Offering a conglomeration of birdhouses and feeders, birdbaths, and other bird accessories, The Bird House has no shortage of intriguing items. According to Gerhard, there are four product categories in the store: food, bird, gifts, and garden décor. New and seasoned bird enthusiasts    find products that suit their needs, as well as a knowledgeable staff to offer guidance.

“We have a high degree of longevity with low turnover, so the staff gets to know the customers,” says Gerhard. “We really put a heavy focus on service, and we end up selling a lot by educating people that come in.”

Gerhard noted that the clientele primarily consists of older women, and he and his staff take pride in the steady repeat business. Through incentive programs and skillful employees interacting with customers, The Bird House serves many returning customers looking to enhance their birdwatching or bird-feeding experience.

“There is nothing in this store that anybody needs, so people that live paycheck to paycheck don’t tend to come in here,” says Gerhard.

About seven years ago, The Bird House began offering more than just a wide variety of bird products. Feeder cleaning day, for instance, encourages birdhouse owners to bring in their houses for the staff to clean. Gerhard estimated a total of over 550 feeders were cleaned at the event this past spring.

“The first time we did feeder cleaning day we got maybe a dozen feeders, and then it just kept growing and growing,” says Liz Magnanti, manager of The Bird House. “Now it’s a big endeavor. We used to do it in the back parking lot with a hose and a brush, but now we set up different stations and the staff and family and friends are all hands on deck to help out.”

Gerhard adds: “We also have a repair facility, so if you bring a product in we’ll fix it for no cost, no matter where you purchased it.”

While business at The Bird House may be flourishing, starting a small business is no simple task. Deciding on a product can be a hefty mission on its own. Gerhard considers his decision to open a business focused on bird-watching and feeding “serendipity” after he ended up convincing a couple at a nature art show to help him and his late wife open a business.

“I didn’t want to be a franchise, but I liked the idea of having my own business,” says Gerhard. “There are a lot of different kinds of things involved in owning a business like this; it’s not simple to come up with this type of product offering.”

Although Gerhard thought it was a good idea to begin a business, he says he never intended to manage a store, and The Bird House was more of a “sideline project.” After hiring a series of managers for the store, Magnanti became the official manager of the business 10 years ago. Gerhard stresses the importance of having a trustworthy and hardworking staff when it comes to owning a small business.

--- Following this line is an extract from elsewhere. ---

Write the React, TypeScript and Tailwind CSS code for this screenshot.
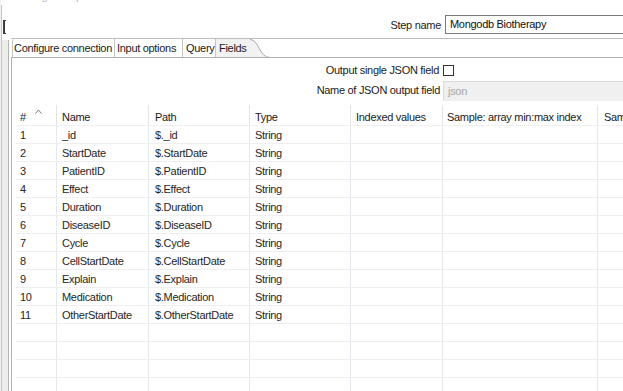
import React from "react";

const fieldNames = [
  "_id",
  "StartDate",
  "PatientID",
  "Effect",
  "Duration",
  "DiseaseID",
  "Cycle",
  "CellStartDate",
  "Explain",
  "Medication",
  "OtherStartDate",
];

// fixed column widths, border-r on the right edge of each cell
const columns = [
  { key: "num", label: "#", w: "w-[42px]", pad: "pl-[5px]" },
  { key: "name", label: "Name", w: "w-[92px]", pad: "pl-[5px]" },
  { key: "path", label: "Path", w: "w-[101px]", pad: "pl-[6px]" },
  { key: "type", label: "Type", w: "w-[101px]", pad: "pl-[5px]" },
  { key: "indexed", label: "Indexed values", w: "w-[92px]", pad: "pl-[5px]" },
  { key: "sample", label: "Sample: array min:max index", w: "w-[155px]", pad: "pl-[4px]" },
  { key: "sample2", label: "Sample: value", w: "w-[120px]", pad: "pl-[6px]" },
];

const SortArrow = () => (
  <svg width="7" height="5" viewBox="0 0 7 5" className="ml-[9px] -mt-[12px]">
    <path d="M0.5 4.5 L3.5 1 L6.5 4.5" fill="none" stroke="#7a7a7a" strokeWidth="1" />
  </svg>
);

const TabCurve = () => (
  <svg width="20" height="19" viewBox="0 0 20 19" className="shrink-0 block">
    <path d="M0 0 C 9 0, 9 18.5, 20 18.5 L 0 18.5 Z" fill="#f2f2f2" />
    <path d="M0 0.5 C 9 0.5, 9 18.5, 20 18.5" fill="none" stroke="#a9a9a9" strokeWidth="1" />
  </svg>
);

export default function App() {
  const rows = [
    ...fieldNames.map((n, i) => ({
      num: String(i + 1),
      name: n,
      path: `$.${n}`,
      type: "String",
    })),
    ...Array.from({ length: 4 }, () => ({ num: "", name: "", path: "", type: "" })),
  ];

  return (
    <div className="w-[623px] h-[391px] overflow-hidden bg-white flex text-[11px] tracking-[-0.3px] text-[#1b1b1b] font-['Liberation_Sans',Arial,sans-serif]">
      {/* left window frame */}
      <div className="flex shrink-0 h-full">
        <div className="w-[1px] bg-[#f0f0f0]" />
        <div className="w-[1px] mt-[5px] bg-[#c4c4c4]" />
        <div className="w-[6px] flex flex-col">
          <div className="h-[20px] bg-white" />
          <div className="h-[14px] ml-[1px] w-[3px] border-l-2 border-t border-b border-[#3c3c3c]" />
          <div className="flex-1 mt-[6px] bg-[#ececec]" />
        </div>
        <div className="w-[1px] mt-[40px] bg-[#b4b4b4]" />
        <div className="w-[2px] bg-white" />
      </div>

      {/* main */}
      <div className="flex-1 flex flex-col min-w-0">
        <div className="h-[39px] shrink-0 border-b border-[#bcbcbc] flex flex-col">
          <div className="h-[15px] -mt-[11px] leading-[15px] pl-[10px] text-[#b4b4b4] whitespace-nowrap">
            Mongodb Input
          </div>
          <div className="flex items-center mt-[11px] whitespace-nowrap">
            <div className="w-[434px] shrink-0 text-right pr-[4px] leading-[18px]">Step name</div>
            <div className="w-[200px] h-[19px] shrink-0 border border-[#7a7a7a] border-r-0 pl-[4px] leading-[17px] text-[#111]">
              Mongodb Biotherapy
            </div>
          </div>
        </div>

        {/* tabs */}
        <div className="h-[18px] shrink-0 flex whitespace-nowrap leading-[19px]">
          <div className="ml-[1px] w-[103px] shrink-0 pl-[1px] border-l border-r border-[#c6c6c6] rounded-tl-[3px] bg-white">
            Configure connection
          </div>
          <div className="w-[68px] shrink-0 pl-[2px] border-r border-[#c6c6c6] bg-white">Input options</div>
          <div className="w-[33px] shrink-0 pl-[3px] border-r border-[#c6c6c6] bg-white">Query</div>
          <div className="flex bg-white">
            <div className="w-[34px] shrink-0 pl-[3px] bg-[#f2f2f2]">Fields</div>
            <TabCurve />
          </div>
        </div>

        {/* content panel */}
        <div className="flex-1 border-t border-l border-[#b0b0b0] flex flex-col min-h-0">
          <div className="pt-[6px] flex flex-col whitespace-nowrap">
            <div className="flex items-center h-[13px]">
              <div className="w-[431px] shrink-0 text-right pr-[4px]">Output single JSON field</div>
              <div className="w-[11px] h-[11px] border border-[#333] bg-white shrink-0" />
            </div>
            <div className="flex items-center h-[19px] mt-[4px]">
              <div className="w-[431px] shrink-0 text-right pr-[3px]">Name of JSON output field</div>
              <div className="w-[200px] h-[20px] shrink-0 bg-[#f0f0f0] border-t border-l border-[#dadada] pl-[4px] leading-[19px] text-[#a6a6a6]">
                json
              </div>
            </div>
          </div>

          {/* table */}
          <div className="mt-[4px] ml-[3px] flex flex-col whitespace-nowrap">
            <div className="h-[22px] flex items-end border-b border-[#f0f0f0]">
              {columns.map((c) => (
                <div
                  key={c.key}
                  className={`${c.w} ${c.pad} h-[20px] shrink-0 border-r border-[#e4e4e4] flex items-center pt-[4px] overflow-hidden`}
                >
                  {c.label}
                  {c.key === "num" && <SortArrow />}
                </div>
              ))}
            </div>
            {rows.map((r, i) => (
              <div key={i} className="h-[18px] flex border-b border-[#efefef]">
                {columns.map((c) => (
                  <div
                    key={c.key}
                    className={`${c.w} ${c.pad} h-full shrink-0 border-r border-[#e3e9ef] pt-[1px] leading-[17px] text-[#262626] overflow-hidden`}
                  >
                    {(r as Record<string, string>)[c.key] ?? ""}
                  </div>
                ))}
              </div>
            ))}
          </div>
        </div>
      </div>
    </div>
  );
}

“You’ve got to find good people that can deal with customers,” say Gerhard. “Our staff contributes to the business on a regular basis. They’re not just here to wait on customers behind the counter—they’re here to help educate.”

Gerhard and Magnanti agreed that The Bird House has room to grow and new products still to offer.

“We’re going to continue to grow in the areas where we don’t already have the lion’s share of the business,” says Gerhard. “The garden and the gift sections are the areas of opportunity for us.”

Gerhard’s decades of experience have led him to form three steps for running a successful business: “Hire good people, give them a little bit of advice, and then get out of the way.”